◆ **JOB**: Lines that contain "index" are to be counted; give only their number.
======
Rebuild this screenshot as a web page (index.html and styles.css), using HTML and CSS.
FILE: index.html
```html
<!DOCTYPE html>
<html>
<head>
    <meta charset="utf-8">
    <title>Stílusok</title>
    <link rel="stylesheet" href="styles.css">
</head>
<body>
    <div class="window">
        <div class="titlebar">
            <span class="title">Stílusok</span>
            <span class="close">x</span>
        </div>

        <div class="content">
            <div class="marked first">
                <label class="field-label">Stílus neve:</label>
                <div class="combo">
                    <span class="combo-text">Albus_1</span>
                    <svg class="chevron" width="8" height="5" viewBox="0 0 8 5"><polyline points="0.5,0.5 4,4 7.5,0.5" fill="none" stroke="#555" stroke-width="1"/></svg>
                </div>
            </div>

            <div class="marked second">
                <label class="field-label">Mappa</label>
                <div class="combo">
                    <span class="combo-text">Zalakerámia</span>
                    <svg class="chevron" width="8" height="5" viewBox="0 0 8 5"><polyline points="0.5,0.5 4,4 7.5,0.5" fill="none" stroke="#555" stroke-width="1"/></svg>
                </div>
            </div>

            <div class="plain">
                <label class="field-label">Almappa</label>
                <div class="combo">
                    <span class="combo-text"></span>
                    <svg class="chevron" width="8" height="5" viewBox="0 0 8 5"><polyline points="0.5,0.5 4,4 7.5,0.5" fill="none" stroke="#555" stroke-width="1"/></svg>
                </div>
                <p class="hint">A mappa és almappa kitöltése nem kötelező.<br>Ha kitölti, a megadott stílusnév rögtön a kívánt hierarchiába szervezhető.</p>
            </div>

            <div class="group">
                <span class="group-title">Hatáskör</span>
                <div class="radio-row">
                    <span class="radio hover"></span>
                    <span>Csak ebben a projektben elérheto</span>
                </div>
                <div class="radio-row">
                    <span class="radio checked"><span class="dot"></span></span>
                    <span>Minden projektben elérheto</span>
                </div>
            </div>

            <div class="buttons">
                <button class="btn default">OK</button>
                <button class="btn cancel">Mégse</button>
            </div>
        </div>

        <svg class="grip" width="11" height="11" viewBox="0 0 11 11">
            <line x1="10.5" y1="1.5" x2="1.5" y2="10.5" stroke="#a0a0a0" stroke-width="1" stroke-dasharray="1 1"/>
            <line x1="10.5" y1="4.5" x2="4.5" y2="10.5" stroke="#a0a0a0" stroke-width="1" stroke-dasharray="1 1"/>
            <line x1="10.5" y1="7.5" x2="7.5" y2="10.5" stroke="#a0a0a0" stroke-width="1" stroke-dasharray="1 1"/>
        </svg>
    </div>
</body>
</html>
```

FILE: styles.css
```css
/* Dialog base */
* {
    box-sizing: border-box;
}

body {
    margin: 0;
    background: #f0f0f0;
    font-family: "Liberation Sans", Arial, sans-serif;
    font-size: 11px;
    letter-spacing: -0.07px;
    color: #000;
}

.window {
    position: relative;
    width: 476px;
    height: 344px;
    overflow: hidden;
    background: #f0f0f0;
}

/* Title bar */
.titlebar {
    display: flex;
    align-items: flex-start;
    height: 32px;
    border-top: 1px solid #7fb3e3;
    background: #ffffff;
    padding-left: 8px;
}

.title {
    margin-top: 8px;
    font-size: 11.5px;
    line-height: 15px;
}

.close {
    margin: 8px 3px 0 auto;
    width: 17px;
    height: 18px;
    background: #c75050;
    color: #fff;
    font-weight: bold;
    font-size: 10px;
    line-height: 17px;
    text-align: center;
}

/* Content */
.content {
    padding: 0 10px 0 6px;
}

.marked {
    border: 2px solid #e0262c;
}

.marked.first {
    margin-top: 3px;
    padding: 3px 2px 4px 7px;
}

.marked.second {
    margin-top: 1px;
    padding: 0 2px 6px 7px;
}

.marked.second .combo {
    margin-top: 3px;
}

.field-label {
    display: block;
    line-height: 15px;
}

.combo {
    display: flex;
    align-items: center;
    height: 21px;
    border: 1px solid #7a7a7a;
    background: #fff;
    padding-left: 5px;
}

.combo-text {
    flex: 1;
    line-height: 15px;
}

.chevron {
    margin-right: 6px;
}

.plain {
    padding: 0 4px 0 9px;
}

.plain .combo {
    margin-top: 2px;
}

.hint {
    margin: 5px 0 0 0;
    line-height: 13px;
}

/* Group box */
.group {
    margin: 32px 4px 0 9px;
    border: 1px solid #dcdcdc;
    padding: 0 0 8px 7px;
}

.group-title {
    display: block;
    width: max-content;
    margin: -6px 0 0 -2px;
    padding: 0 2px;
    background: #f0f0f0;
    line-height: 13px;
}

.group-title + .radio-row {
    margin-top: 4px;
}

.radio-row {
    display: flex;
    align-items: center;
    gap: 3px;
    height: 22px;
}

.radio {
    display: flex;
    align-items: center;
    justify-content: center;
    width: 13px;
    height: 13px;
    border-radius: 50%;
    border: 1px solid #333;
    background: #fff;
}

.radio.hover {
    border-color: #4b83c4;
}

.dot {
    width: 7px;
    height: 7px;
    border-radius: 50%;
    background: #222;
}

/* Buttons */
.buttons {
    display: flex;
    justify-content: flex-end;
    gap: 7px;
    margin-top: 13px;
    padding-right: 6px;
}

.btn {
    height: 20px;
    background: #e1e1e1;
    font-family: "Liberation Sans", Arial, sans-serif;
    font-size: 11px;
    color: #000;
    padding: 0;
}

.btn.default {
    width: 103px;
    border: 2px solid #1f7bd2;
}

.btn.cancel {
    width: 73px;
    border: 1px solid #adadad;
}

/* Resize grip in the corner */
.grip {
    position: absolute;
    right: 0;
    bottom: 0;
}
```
======
◆ **EXERCISE ANSWER**: 2